From the entries below, please gather each line containing the string "that".

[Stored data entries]
══════════════════════════════
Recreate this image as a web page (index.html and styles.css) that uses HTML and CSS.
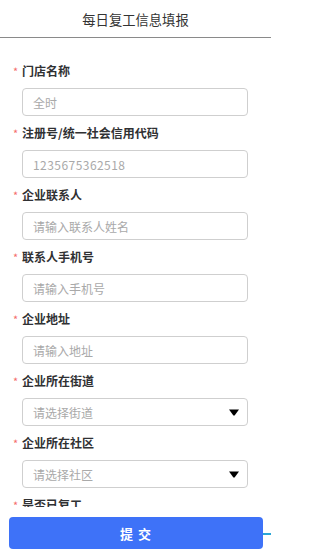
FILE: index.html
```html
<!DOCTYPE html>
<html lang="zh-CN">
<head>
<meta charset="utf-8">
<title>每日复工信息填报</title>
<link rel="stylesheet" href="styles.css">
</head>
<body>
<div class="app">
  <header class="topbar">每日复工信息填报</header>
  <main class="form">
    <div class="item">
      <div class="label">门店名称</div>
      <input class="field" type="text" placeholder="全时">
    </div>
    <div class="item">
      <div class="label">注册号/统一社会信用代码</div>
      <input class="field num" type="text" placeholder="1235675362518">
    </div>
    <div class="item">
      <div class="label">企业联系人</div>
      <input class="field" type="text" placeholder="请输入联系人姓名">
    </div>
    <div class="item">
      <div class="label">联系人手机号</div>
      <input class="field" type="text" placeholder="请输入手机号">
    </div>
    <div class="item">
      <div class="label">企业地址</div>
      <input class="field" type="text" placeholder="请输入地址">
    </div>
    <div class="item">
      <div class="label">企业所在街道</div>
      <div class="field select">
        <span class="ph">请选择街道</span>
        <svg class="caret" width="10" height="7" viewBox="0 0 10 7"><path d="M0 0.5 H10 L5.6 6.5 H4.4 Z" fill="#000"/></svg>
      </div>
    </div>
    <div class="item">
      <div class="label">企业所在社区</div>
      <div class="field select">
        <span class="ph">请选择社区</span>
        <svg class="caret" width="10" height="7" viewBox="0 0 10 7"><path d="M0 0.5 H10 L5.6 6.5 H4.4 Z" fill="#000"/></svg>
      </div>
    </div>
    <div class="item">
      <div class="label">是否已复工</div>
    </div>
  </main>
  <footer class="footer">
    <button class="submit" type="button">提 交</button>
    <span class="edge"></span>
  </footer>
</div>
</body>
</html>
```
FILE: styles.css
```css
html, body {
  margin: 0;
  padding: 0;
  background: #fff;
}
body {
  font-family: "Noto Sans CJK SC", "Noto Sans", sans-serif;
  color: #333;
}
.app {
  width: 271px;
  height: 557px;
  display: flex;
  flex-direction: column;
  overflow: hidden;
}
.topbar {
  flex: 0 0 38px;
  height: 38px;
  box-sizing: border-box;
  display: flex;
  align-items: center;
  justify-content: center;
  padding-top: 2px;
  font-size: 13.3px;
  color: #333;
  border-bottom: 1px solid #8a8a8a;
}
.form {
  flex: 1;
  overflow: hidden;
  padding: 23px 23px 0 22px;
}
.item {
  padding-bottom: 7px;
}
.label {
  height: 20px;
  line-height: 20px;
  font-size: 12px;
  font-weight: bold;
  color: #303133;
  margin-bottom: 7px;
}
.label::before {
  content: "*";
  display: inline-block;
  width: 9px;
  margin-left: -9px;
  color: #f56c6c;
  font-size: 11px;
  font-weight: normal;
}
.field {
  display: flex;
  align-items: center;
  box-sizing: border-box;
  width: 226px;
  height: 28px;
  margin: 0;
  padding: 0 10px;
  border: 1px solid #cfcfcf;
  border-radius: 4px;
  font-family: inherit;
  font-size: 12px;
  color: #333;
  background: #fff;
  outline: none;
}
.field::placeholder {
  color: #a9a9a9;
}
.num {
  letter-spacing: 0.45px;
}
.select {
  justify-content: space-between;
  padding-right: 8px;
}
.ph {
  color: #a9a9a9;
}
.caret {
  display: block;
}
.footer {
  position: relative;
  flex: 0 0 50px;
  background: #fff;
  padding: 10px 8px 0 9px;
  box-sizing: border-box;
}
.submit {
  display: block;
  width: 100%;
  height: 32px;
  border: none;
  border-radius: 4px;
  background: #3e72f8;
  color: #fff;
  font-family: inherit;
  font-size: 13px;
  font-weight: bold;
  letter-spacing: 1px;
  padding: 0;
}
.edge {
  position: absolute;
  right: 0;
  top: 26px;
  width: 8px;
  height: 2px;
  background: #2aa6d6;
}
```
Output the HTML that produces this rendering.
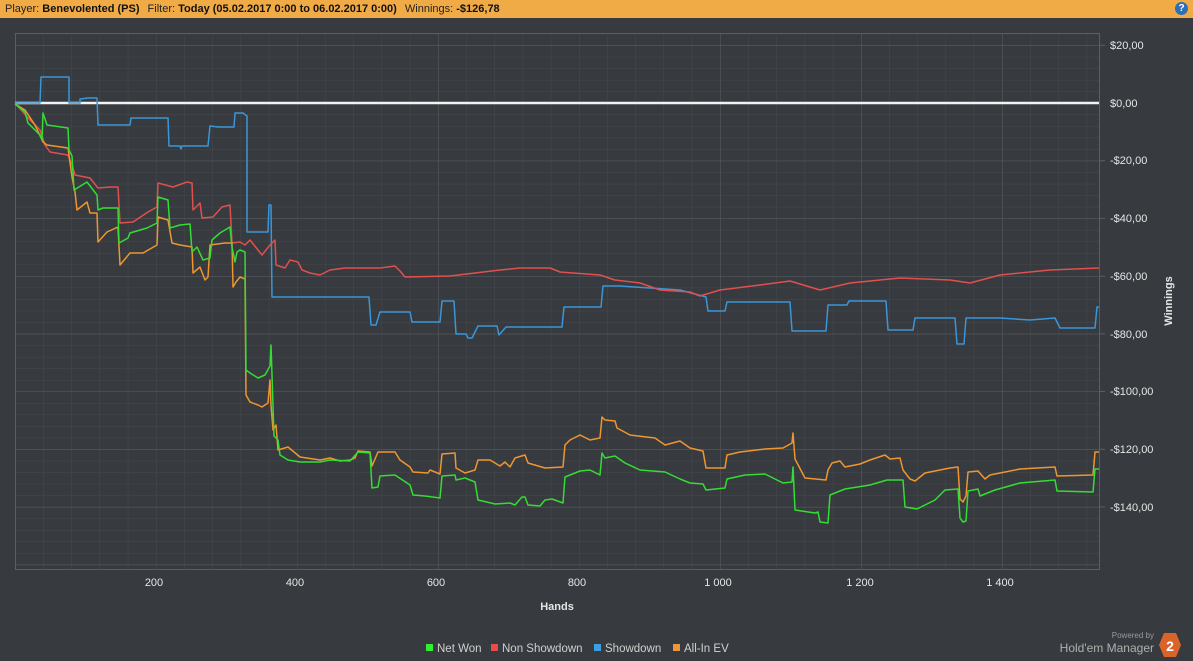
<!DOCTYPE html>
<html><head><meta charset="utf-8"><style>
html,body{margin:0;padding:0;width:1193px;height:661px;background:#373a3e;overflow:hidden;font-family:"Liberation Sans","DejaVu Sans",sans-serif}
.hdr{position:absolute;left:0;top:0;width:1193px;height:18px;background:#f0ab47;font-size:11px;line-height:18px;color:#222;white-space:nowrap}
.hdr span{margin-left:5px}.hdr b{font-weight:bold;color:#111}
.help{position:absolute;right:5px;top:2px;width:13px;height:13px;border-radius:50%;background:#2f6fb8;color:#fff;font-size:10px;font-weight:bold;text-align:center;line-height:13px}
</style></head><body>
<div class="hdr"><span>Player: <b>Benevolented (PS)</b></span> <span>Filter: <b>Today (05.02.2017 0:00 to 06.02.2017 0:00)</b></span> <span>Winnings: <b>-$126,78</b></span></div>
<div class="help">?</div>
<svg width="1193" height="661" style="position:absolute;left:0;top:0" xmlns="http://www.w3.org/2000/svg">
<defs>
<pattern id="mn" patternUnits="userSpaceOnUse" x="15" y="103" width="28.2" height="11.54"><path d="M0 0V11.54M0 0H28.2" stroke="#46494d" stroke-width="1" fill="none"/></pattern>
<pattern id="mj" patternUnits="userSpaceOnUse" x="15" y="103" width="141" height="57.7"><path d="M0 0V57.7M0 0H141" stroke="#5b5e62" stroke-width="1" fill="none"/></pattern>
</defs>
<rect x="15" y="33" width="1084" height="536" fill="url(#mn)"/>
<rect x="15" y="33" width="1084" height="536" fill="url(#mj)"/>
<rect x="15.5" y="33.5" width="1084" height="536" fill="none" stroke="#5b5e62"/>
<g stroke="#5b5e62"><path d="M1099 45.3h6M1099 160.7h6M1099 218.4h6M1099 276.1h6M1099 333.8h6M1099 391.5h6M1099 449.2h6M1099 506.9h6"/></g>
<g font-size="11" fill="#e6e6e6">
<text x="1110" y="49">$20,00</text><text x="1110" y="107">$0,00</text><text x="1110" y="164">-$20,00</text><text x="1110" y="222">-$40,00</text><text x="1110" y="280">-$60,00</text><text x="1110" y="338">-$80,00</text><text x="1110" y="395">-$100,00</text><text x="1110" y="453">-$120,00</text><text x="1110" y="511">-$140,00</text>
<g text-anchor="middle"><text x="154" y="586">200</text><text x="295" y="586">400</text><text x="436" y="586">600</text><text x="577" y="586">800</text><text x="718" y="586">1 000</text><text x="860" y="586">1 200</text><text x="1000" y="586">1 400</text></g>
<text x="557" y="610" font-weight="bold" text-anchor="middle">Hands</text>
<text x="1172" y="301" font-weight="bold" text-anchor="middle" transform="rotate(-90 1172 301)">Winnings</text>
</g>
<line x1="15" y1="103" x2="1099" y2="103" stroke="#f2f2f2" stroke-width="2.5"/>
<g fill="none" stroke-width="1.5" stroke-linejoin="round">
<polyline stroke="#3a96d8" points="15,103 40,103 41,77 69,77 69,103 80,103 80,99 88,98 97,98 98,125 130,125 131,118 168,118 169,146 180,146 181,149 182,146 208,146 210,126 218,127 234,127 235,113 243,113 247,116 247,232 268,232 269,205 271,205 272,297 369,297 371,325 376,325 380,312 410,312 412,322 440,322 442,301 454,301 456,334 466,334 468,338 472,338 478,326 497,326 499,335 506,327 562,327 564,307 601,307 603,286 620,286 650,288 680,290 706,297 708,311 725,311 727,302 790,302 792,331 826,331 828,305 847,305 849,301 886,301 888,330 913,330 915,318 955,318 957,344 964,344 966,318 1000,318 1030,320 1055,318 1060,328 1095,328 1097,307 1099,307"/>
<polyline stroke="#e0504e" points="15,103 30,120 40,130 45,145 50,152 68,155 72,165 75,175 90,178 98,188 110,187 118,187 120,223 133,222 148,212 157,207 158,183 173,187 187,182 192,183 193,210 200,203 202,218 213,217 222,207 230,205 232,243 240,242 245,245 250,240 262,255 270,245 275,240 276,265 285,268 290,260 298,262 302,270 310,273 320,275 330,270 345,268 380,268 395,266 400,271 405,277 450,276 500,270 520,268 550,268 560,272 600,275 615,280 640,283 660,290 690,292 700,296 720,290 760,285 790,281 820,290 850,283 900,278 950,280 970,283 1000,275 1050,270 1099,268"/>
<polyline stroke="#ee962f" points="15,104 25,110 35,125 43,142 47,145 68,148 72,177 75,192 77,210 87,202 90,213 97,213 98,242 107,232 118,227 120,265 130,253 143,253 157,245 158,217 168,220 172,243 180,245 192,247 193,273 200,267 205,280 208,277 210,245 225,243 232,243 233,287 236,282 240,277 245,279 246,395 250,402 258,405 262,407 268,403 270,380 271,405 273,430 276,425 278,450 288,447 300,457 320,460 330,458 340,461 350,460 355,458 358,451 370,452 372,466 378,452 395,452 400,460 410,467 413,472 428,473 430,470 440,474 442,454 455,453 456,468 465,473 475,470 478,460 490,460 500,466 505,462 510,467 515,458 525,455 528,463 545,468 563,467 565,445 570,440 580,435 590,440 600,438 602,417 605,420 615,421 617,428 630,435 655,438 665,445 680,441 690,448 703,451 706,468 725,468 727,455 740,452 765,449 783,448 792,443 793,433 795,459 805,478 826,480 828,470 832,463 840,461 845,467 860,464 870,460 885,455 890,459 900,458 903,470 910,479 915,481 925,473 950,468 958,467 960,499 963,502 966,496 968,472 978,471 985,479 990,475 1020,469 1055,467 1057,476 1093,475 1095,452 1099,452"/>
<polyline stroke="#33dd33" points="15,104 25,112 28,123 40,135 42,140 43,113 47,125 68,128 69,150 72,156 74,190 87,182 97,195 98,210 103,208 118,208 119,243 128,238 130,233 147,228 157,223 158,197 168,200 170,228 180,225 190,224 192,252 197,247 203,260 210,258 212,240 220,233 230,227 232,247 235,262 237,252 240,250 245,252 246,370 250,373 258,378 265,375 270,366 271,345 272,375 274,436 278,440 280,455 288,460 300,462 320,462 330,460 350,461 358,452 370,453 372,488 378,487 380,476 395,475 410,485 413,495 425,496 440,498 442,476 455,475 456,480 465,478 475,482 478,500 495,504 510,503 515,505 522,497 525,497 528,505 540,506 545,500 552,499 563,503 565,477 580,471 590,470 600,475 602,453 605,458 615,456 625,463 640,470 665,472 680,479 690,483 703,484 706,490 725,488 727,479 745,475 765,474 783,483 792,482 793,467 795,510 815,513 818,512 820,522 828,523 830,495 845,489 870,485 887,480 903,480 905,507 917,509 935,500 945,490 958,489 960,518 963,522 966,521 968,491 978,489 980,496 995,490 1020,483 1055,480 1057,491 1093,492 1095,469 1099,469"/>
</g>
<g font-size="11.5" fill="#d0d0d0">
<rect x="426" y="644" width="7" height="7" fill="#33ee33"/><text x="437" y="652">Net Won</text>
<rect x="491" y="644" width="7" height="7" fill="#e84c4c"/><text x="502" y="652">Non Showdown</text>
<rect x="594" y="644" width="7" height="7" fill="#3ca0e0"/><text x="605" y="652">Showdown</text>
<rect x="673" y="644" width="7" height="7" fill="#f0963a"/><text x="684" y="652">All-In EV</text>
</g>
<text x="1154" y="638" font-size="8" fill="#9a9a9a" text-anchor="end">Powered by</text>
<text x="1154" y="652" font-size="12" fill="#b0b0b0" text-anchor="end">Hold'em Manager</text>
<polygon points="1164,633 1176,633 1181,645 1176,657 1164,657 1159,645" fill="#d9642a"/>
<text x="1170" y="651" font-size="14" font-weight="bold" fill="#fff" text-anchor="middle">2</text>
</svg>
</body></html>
══════════════════════════════
**Output for this exercise**
Recreate this image as a web page (index.html and styles.css) that uses HTML and CSS.
Output the HTML that produces this rendering.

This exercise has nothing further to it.